Wednesday, February 23, 2011

Waiting

So many of my friends are in very dark places right now. Many are hurting, broken, confused and some even angry. Some of my friends are in joyful periods of anticipation.

They are all left waiting. Waiting on the Lord. Waiting on some sort of peace or understanding. Waiting for answers.

It's hard to walk along side friends who are waiting when you yourself have no answers. All you can do is listen, offer a shoulder to cry on, pray, encourage, and when it's appropriate maybe offer a little humor.
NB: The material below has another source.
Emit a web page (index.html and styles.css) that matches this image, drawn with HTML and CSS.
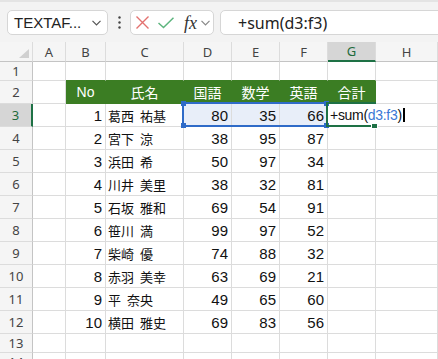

Sometimes it doesn't seem like enough.

For my friends who are waiting for test results, waiting for babies, waiting for a spouse, waiting for a job, waiting on answers of why a baby was taken before his time, waiting on answers of why the twins were taken at 22 weeks, waiting for peace about a break up, waiting for the right job to come along, waiting...

I wait with you.

I pray for you.

I love you.


Psalm 27

Of David.
 1 The LORD is my light and my salvation—
   whom shall I fear?
The LORD is the stronghold of my life—
   of whom shall I be afraid?
 2 When the wicked advance against me
   to devour[a] me,
it is my enemies and my foes
   who will stumble and fall.
3 Though an army besiege me,
   my heart will not fear;
though war break out against me,
   even then I will be confident.
 4 One thing I ask from the LORD,
   this only do I seek:
that I may dwell in the house of the LORD
   all the days of my life,
to gaze on the beauty of the LORD
   and to seek him in his temple.
5 For in the day of trouble
   he will keep me safe in his dwelling;
he will hide me in the shelter of his sacred tent
   and set me high upon a rock.
 6 Then my head will be exalted
   above the enemies who surround me;
at his sacred tent I will sacrifice with shouts of joy;
   I will sing and make music to the LORD.
 7 Hear my voice when I call, LORD;
   be merciful to me and answer me.
8 My heart says of you, “Seek his face!”
   Your face, LORD, I will seek.
9 Do not hide your face from me,
   do not turn your servant away in anger;
   you have been my helper.
Do not reject me or forsake me,
   God my Savior.
10 Though my father and mother forsake me,
   the LORD will receive me.
11 Teach me your way, LORD;
   lead me in a straight path
   because of my oppressors.
12 Do not turn me over to the desire of my foes,
   for false witnesses rise up against me,
   spouting malicious accusations.
 13 I remain confident of this:
   I will see the goodness of the LORD
   in the land of the living.
14 Wait for the LORD;
   be strong and take heart
   and wait for the LORD.

3 comments:

Laffin's said...

Thank You. Thank you for entering in to the pain, grief, and sorrow of your friends. love you

April said...

:)

GOTG said...

Amen, amen and AMEN. Praise His name.